##### DATA #####

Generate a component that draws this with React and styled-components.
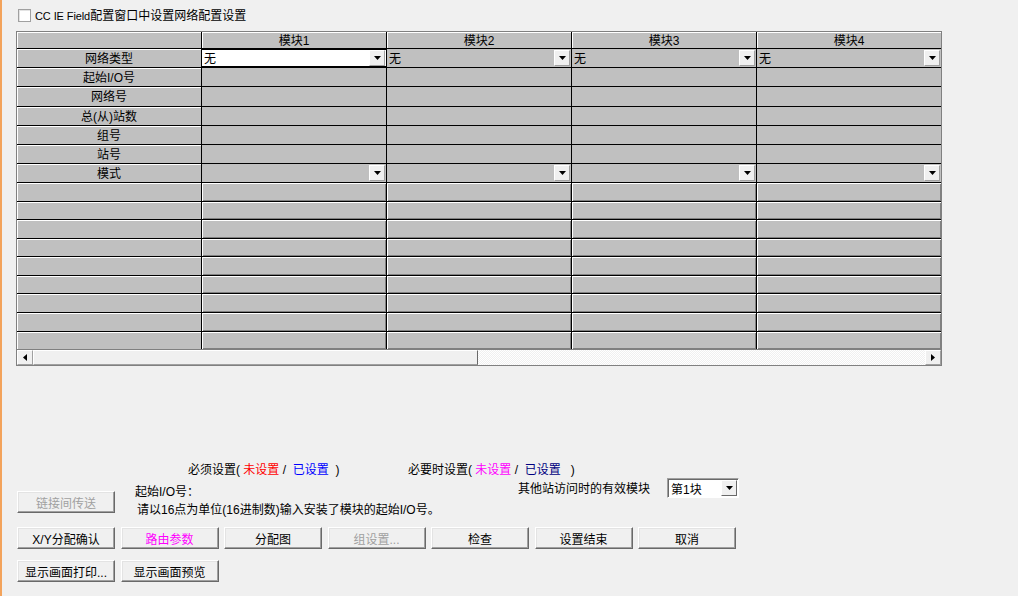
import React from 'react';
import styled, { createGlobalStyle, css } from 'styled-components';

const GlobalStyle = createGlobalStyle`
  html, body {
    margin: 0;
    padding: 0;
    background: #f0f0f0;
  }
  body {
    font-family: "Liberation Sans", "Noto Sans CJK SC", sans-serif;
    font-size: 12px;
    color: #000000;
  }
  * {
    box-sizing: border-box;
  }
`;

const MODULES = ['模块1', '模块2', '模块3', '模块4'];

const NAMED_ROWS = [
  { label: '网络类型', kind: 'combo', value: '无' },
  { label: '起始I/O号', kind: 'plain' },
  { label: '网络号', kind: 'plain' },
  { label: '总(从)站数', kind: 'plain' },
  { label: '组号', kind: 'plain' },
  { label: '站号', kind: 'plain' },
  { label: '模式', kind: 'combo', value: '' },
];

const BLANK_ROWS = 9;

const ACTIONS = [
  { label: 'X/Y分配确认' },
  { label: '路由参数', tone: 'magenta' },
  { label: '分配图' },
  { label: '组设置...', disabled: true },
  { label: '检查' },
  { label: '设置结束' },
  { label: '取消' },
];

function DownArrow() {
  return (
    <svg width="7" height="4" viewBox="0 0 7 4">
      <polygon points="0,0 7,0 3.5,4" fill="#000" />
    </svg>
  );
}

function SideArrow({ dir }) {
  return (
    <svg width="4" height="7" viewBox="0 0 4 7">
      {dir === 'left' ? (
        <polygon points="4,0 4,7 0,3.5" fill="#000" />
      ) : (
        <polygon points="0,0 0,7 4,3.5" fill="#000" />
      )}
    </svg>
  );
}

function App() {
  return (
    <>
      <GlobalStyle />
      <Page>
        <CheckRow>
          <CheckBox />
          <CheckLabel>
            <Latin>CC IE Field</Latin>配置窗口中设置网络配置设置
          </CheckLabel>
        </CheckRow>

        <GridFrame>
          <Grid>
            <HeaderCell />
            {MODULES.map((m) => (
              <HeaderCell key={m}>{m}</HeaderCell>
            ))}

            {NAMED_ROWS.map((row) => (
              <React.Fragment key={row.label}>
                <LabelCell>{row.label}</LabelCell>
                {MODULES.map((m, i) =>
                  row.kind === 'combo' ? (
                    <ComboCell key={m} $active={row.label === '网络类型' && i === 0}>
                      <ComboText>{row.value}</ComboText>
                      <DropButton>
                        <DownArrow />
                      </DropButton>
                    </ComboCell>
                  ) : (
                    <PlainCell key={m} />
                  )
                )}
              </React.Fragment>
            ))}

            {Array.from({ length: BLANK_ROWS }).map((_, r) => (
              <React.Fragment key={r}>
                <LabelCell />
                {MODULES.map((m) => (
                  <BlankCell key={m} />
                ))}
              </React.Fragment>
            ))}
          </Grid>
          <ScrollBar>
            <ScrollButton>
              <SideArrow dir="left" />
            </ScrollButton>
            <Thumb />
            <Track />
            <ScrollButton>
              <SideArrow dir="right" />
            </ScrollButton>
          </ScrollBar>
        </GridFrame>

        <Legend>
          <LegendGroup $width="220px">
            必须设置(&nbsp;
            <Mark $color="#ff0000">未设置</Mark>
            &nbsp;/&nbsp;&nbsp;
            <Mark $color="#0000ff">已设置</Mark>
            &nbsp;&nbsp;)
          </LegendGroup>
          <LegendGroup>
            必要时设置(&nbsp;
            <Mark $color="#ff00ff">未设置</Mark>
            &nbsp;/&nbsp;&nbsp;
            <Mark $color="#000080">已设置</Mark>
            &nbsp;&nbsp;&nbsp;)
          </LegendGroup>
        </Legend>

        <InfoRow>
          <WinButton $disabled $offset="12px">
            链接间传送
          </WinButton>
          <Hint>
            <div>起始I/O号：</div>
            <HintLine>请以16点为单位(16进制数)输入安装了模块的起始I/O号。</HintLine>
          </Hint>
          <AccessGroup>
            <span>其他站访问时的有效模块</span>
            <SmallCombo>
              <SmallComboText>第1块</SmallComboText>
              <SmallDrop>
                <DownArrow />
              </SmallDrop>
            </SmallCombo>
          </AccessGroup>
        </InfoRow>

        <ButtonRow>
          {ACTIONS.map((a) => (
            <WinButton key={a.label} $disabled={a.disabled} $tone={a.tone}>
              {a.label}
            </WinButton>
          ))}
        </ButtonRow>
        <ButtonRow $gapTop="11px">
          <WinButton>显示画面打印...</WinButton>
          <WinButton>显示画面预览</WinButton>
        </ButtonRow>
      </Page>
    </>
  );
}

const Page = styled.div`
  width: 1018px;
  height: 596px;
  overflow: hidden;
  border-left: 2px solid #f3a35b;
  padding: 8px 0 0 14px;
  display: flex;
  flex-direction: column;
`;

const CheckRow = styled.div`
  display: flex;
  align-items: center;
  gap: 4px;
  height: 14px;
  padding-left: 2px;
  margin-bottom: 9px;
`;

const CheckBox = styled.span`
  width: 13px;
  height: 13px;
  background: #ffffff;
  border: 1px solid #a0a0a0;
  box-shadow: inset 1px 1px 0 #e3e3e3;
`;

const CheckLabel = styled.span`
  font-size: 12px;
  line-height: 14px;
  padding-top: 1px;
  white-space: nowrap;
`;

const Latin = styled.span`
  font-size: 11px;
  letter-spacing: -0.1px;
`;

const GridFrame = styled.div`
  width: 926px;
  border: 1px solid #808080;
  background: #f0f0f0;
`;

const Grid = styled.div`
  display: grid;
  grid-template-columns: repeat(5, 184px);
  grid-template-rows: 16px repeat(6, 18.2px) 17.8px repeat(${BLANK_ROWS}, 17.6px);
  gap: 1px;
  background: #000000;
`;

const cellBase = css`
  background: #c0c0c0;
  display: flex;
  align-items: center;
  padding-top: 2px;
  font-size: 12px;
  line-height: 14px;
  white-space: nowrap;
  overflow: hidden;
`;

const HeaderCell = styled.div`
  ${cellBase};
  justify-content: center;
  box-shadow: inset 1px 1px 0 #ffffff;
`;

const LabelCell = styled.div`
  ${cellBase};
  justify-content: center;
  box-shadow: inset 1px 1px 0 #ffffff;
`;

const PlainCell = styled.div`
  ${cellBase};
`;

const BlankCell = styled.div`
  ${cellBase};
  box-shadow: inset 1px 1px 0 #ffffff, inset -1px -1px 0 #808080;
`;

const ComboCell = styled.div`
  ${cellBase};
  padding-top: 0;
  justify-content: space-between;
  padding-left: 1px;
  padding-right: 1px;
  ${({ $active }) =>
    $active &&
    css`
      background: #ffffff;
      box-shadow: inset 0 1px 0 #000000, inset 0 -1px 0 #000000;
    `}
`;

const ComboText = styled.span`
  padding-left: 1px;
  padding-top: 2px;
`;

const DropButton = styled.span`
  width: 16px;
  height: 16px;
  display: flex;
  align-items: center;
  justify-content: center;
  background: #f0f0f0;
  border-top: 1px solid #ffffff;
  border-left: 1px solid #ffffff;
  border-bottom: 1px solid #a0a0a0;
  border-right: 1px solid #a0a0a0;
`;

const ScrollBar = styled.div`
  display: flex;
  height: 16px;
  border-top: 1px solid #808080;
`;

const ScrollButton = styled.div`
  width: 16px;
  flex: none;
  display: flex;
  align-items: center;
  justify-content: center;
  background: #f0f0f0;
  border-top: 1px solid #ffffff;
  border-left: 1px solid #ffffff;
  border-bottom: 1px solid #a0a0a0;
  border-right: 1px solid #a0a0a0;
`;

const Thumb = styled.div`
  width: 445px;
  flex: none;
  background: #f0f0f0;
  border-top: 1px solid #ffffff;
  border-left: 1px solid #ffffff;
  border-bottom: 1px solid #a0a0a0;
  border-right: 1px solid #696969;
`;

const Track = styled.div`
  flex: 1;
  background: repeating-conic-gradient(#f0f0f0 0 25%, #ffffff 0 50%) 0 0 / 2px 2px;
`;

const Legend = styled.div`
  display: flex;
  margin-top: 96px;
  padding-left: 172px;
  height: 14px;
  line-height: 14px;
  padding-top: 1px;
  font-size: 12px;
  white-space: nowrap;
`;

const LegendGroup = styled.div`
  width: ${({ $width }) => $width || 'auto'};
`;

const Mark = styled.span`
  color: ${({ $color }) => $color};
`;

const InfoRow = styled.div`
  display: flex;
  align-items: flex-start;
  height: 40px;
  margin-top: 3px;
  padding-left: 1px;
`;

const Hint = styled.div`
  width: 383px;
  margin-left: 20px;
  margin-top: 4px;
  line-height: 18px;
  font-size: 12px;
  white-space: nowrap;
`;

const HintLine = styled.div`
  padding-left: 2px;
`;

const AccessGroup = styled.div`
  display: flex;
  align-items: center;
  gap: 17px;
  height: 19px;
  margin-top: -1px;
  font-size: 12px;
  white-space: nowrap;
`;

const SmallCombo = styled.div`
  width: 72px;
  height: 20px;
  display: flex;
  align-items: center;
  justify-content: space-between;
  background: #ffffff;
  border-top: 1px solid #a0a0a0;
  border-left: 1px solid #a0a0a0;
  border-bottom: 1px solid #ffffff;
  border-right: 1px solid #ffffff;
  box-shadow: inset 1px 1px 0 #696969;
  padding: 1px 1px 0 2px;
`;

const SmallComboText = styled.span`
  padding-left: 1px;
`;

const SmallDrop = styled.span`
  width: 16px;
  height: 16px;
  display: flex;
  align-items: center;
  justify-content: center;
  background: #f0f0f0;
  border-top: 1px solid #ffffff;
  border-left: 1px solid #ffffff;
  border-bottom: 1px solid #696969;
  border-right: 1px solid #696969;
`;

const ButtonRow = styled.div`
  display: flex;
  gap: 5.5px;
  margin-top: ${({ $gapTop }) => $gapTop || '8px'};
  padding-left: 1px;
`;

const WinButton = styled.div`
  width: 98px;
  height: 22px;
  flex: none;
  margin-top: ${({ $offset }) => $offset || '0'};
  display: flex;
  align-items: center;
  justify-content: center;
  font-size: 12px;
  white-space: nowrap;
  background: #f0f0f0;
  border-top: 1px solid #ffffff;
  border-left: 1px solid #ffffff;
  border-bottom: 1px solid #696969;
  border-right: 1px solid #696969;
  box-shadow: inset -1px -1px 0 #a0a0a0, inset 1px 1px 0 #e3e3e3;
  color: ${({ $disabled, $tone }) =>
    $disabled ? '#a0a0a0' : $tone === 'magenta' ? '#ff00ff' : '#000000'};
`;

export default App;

#####

#### [WHAT TO PRODUCE]
Repeat the lines above, starting at the first and stopping after the line that holds "const BLANK_ROWS = 9;", with the pictures left out.

#### [WRITTEN SOLUTION]
Generate a component that draws this with React and styled-components.
import React from 'react';
import styled, { createGlobalStyle, css } from 'styled-components';

const GlobalStyle = createGlobalStyle`
  html, body {
    margin: 0;
    padding: 0;
    background: #f0f0f0;
  }
  body {
    font-family: "Liberation Sans", "Noto Sans CJK SC", sans-serif;
    font-size: 12px;
    color: #000000;
  }
  * {
    box-sizing: border-box;
  }
`;

const MODULES = ['模块1', '模块2', '模块3', '模块4'];

const NAMED_ROWS = [
  { label: '网络类型', kind: 'combo', value: '无' },
  { label: '起始I/O号', kind: 'plain' },
  { label: '网络号', kind: 'plain' },
  { label: '总(从)站数', kind: 'plain' },
  { label: '组号', kind: 'plain' },
  { label: '站号', kind: 'plain' },
  { label: '模式', kind: 'combo', value: '' },
];

const BLANK_ROWS = 9;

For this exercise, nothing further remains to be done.